- [Directive]: Which lines below hold the word "this"? Copy all of them.

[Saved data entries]
## begin
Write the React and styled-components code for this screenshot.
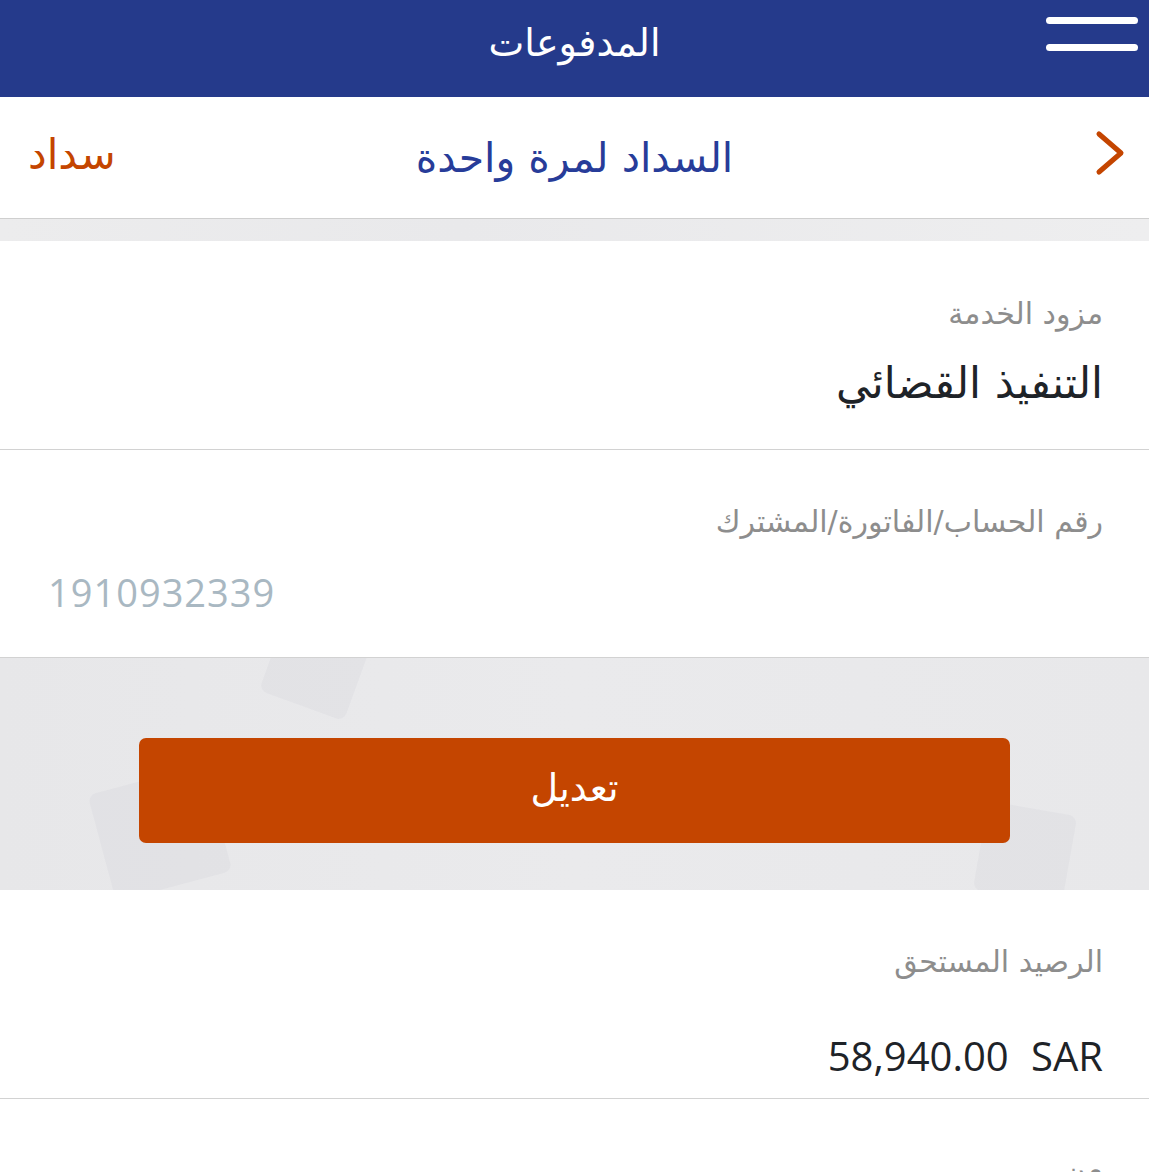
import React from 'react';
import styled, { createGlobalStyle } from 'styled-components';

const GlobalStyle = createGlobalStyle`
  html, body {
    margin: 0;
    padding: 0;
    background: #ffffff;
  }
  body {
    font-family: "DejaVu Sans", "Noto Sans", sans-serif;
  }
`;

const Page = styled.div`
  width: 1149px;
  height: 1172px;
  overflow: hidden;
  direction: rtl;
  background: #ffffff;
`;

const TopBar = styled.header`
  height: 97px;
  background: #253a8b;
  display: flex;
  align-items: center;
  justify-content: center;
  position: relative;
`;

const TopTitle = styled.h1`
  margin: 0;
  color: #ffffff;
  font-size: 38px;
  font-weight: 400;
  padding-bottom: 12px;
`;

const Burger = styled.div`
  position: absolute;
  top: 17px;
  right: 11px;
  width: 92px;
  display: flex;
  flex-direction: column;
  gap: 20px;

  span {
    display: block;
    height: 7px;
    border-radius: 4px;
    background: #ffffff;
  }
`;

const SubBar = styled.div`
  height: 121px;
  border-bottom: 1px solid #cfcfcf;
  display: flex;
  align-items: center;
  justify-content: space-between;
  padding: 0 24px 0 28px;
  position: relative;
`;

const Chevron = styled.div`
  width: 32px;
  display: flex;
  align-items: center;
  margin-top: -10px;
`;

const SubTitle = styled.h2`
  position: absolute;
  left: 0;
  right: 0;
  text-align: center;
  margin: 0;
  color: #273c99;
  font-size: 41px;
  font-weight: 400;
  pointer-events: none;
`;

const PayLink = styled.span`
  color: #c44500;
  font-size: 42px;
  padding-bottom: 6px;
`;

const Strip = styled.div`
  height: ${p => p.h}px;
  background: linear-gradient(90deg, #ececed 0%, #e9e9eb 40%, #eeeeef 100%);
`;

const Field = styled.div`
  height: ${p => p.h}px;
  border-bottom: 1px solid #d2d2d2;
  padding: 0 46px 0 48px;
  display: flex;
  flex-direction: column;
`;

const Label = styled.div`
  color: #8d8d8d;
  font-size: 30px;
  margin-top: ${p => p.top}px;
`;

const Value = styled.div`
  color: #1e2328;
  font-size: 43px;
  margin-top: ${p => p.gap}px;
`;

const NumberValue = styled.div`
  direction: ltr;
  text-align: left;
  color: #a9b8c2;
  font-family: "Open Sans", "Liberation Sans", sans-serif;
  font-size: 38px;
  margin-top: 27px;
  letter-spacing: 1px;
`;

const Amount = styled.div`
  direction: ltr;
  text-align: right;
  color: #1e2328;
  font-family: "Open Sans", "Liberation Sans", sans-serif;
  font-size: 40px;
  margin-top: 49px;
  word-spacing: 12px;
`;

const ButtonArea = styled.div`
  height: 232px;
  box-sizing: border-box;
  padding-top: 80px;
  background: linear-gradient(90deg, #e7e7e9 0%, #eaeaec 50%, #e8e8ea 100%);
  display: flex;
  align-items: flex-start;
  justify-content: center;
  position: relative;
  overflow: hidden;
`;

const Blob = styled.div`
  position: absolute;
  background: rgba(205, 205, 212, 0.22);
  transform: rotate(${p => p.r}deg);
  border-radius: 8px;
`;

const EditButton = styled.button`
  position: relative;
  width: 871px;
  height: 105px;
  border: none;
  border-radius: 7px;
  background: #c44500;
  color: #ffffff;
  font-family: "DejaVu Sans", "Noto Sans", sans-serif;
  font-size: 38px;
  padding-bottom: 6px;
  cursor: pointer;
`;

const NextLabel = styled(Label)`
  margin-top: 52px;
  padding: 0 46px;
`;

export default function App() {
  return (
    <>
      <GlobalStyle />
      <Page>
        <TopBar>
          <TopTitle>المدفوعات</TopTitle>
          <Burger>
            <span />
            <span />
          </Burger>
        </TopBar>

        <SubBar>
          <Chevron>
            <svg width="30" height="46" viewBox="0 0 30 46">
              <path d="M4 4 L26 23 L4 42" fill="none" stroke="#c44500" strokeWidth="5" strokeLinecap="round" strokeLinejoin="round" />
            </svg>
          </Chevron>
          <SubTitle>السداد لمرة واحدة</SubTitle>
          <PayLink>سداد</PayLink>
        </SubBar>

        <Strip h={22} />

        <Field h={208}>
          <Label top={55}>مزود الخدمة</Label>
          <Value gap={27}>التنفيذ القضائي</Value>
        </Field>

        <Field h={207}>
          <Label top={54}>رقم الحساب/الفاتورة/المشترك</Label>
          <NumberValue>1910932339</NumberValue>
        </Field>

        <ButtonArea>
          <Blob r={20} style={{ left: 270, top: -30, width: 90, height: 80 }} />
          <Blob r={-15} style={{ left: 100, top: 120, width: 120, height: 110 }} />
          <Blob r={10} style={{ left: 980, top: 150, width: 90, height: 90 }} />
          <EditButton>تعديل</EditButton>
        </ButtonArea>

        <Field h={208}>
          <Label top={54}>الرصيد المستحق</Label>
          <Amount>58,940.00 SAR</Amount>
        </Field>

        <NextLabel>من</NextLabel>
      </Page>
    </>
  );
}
## end
## begin
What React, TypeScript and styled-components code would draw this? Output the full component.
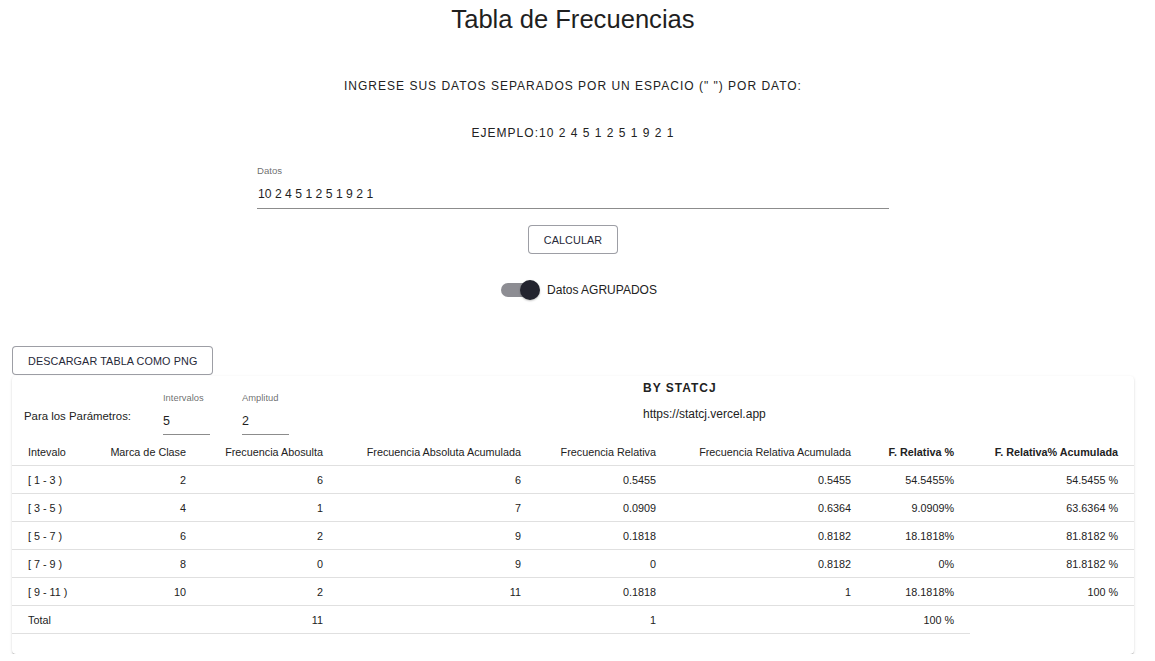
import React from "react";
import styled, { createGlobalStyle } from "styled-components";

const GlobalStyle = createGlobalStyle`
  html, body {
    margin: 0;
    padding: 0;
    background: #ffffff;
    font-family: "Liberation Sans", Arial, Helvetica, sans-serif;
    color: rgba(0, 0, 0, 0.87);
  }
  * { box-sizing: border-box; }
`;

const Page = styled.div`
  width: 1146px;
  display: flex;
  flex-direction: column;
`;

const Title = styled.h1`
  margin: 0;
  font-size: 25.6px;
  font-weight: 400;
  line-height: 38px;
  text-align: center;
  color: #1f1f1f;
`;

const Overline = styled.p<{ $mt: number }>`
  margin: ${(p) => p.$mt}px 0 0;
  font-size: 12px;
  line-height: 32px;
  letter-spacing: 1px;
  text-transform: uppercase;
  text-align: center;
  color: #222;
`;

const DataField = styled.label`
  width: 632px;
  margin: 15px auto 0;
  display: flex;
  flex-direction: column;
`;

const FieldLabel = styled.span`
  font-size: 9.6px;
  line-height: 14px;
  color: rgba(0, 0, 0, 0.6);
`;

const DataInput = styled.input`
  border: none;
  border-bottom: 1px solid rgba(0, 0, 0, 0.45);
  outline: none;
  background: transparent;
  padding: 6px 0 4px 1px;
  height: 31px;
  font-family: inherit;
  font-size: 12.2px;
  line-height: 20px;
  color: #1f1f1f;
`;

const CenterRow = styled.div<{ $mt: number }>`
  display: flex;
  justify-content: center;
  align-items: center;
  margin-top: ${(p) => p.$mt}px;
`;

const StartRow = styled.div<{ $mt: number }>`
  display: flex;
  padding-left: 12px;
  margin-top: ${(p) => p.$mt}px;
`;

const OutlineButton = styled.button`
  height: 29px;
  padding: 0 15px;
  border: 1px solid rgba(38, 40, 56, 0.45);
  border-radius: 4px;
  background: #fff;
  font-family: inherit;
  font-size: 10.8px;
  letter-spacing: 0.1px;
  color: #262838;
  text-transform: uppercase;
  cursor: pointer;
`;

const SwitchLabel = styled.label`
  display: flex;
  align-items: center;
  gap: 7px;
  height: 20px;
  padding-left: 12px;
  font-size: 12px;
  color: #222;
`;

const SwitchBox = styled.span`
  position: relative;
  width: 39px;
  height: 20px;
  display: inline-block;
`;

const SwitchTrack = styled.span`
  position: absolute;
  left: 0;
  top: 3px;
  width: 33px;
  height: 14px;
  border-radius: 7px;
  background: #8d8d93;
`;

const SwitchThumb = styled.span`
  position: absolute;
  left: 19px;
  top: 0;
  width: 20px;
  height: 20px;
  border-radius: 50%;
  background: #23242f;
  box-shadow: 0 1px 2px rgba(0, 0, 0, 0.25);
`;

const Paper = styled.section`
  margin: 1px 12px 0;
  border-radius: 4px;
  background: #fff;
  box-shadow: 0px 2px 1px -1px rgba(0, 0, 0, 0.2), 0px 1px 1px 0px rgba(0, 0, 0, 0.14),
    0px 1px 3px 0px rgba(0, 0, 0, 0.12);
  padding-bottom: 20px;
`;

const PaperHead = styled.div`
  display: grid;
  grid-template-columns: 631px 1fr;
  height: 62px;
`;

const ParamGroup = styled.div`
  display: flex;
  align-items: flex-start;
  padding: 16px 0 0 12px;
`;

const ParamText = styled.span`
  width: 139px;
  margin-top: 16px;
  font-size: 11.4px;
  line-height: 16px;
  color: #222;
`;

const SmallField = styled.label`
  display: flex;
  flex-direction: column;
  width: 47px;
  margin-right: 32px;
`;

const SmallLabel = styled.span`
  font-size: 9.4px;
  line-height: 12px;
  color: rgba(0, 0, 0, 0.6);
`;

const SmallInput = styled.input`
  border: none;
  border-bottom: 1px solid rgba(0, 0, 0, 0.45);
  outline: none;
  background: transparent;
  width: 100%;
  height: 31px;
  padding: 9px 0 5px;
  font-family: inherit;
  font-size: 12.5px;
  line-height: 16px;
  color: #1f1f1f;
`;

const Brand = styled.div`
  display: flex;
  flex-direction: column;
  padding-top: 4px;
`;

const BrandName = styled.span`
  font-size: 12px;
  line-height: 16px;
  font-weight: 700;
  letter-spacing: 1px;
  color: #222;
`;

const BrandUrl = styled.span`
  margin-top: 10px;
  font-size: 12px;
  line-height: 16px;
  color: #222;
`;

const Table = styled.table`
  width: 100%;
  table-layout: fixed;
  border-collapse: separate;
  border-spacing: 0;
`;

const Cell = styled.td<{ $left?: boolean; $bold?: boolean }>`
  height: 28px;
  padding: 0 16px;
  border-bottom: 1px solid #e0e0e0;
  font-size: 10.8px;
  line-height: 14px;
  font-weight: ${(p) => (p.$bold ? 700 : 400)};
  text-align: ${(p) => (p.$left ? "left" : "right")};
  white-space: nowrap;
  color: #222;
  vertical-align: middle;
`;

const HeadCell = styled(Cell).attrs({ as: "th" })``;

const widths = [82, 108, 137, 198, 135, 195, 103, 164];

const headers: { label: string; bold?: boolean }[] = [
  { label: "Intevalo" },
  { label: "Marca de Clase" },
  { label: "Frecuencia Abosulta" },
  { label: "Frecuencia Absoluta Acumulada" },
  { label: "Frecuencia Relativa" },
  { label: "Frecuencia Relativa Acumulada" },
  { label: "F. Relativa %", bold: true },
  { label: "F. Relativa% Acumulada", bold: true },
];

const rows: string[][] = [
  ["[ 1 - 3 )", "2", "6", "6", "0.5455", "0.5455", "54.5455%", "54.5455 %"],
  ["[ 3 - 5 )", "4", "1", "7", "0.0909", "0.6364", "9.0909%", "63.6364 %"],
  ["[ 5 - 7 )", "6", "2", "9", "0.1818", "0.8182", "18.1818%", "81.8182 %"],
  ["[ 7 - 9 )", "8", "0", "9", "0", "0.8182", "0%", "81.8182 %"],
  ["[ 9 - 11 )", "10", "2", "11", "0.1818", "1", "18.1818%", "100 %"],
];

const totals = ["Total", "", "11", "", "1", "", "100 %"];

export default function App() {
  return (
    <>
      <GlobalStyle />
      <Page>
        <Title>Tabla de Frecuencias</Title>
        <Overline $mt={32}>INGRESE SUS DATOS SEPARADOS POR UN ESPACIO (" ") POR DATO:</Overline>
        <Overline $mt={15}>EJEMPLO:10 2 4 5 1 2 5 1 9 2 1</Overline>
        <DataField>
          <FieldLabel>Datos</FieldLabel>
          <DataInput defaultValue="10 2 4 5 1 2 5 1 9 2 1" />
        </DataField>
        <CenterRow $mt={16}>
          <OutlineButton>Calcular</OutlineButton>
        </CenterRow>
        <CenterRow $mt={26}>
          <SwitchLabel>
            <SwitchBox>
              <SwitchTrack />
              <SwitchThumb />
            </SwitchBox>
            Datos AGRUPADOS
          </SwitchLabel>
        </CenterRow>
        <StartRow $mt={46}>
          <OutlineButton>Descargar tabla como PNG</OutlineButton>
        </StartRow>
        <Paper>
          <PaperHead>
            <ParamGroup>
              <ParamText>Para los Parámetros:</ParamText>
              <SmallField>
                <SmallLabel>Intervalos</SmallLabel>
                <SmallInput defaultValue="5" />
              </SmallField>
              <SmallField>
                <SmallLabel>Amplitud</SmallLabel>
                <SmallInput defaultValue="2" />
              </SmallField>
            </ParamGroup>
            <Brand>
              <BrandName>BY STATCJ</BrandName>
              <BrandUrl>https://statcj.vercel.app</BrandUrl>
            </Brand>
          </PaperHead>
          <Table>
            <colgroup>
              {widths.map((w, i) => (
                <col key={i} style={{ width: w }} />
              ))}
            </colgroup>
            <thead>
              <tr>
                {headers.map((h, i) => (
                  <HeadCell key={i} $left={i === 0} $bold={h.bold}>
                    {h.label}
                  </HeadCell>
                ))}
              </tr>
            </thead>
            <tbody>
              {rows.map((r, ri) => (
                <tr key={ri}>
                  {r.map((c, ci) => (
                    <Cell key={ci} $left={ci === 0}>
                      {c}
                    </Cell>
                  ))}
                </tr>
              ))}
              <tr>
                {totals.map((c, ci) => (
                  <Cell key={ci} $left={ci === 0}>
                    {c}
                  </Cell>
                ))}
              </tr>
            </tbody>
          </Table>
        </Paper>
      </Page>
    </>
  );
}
## end
## begin
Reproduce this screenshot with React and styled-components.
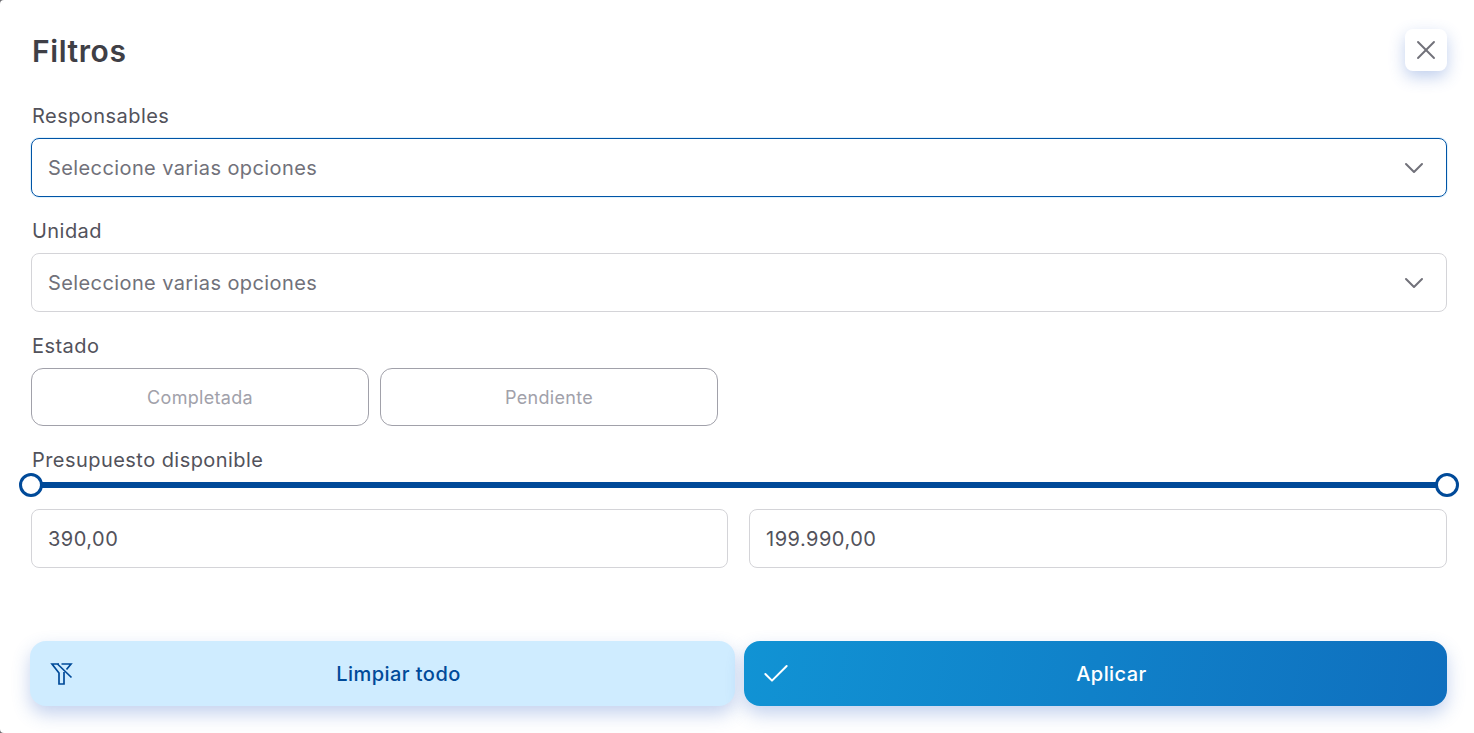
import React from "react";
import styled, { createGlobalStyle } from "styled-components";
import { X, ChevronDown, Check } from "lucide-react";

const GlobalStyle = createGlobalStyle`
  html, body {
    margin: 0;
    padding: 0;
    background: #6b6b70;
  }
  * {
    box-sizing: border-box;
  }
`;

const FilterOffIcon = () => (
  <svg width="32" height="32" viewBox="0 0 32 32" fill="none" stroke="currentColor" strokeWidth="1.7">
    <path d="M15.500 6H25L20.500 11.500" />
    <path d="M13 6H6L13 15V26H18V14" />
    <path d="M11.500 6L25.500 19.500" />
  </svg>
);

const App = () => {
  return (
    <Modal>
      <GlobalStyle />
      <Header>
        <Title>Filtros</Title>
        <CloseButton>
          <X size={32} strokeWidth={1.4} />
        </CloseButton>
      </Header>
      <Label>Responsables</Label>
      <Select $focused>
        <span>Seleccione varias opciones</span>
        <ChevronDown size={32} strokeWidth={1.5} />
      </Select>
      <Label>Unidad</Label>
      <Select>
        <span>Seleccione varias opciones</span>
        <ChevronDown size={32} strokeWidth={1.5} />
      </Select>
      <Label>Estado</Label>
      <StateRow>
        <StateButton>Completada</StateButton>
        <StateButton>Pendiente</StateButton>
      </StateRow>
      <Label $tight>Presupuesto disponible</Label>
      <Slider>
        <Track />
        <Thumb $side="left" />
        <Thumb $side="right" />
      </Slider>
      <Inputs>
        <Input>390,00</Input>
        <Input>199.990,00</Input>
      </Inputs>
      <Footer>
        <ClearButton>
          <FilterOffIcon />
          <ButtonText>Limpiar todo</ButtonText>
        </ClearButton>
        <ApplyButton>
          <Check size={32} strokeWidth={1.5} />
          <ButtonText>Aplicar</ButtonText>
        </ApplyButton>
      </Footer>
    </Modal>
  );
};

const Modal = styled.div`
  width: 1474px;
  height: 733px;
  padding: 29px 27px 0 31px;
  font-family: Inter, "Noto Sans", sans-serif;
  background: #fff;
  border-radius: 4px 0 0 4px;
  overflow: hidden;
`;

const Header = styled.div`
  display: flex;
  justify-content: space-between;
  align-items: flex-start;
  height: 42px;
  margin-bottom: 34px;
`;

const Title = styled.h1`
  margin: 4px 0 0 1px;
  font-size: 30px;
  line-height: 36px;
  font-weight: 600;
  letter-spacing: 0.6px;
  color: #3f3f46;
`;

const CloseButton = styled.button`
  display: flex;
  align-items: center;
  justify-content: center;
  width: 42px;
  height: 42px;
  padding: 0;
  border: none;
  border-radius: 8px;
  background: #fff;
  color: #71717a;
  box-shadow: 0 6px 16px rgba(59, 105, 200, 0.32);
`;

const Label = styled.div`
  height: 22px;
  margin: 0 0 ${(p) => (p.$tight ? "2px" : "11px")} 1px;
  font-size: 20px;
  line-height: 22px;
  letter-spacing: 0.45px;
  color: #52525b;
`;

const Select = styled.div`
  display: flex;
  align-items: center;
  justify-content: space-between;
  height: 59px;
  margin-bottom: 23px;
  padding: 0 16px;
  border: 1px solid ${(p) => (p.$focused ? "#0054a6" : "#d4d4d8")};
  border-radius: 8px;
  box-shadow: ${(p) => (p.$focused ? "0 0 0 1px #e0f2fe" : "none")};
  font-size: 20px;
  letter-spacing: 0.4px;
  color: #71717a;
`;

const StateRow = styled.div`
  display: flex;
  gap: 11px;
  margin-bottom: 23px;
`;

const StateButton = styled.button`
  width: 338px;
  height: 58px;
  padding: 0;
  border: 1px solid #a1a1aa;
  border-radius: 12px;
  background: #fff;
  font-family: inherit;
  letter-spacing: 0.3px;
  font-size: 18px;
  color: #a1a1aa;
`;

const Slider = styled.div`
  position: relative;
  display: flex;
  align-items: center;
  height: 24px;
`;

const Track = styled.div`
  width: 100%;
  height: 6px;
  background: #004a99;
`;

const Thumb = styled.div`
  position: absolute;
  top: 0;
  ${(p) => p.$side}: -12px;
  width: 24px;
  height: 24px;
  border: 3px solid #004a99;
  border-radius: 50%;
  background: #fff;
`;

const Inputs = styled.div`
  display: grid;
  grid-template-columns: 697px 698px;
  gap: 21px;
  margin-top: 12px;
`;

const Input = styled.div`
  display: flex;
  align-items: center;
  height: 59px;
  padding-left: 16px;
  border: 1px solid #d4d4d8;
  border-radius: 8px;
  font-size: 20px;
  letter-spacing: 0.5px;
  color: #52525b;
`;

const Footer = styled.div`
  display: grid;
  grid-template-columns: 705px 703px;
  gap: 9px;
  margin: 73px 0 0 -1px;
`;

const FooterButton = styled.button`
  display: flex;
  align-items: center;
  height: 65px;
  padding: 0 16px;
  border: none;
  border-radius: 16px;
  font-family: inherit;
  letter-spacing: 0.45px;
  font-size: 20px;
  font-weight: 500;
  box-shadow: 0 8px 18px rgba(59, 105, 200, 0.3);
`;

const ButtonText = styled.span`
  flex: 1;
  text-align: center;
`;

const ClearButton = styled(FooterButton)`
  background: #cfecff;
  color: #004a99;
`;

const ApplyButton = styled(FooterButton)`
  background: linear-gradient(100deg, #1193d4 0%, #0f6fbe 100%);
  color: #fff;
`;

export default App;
## end
- [Complete answer]:
Write the React and styled-components code for this screenshot.
What React, TypeScript and styled-components code would draw this? Output the full component.
Reproduce this screenshot with React and styled-components.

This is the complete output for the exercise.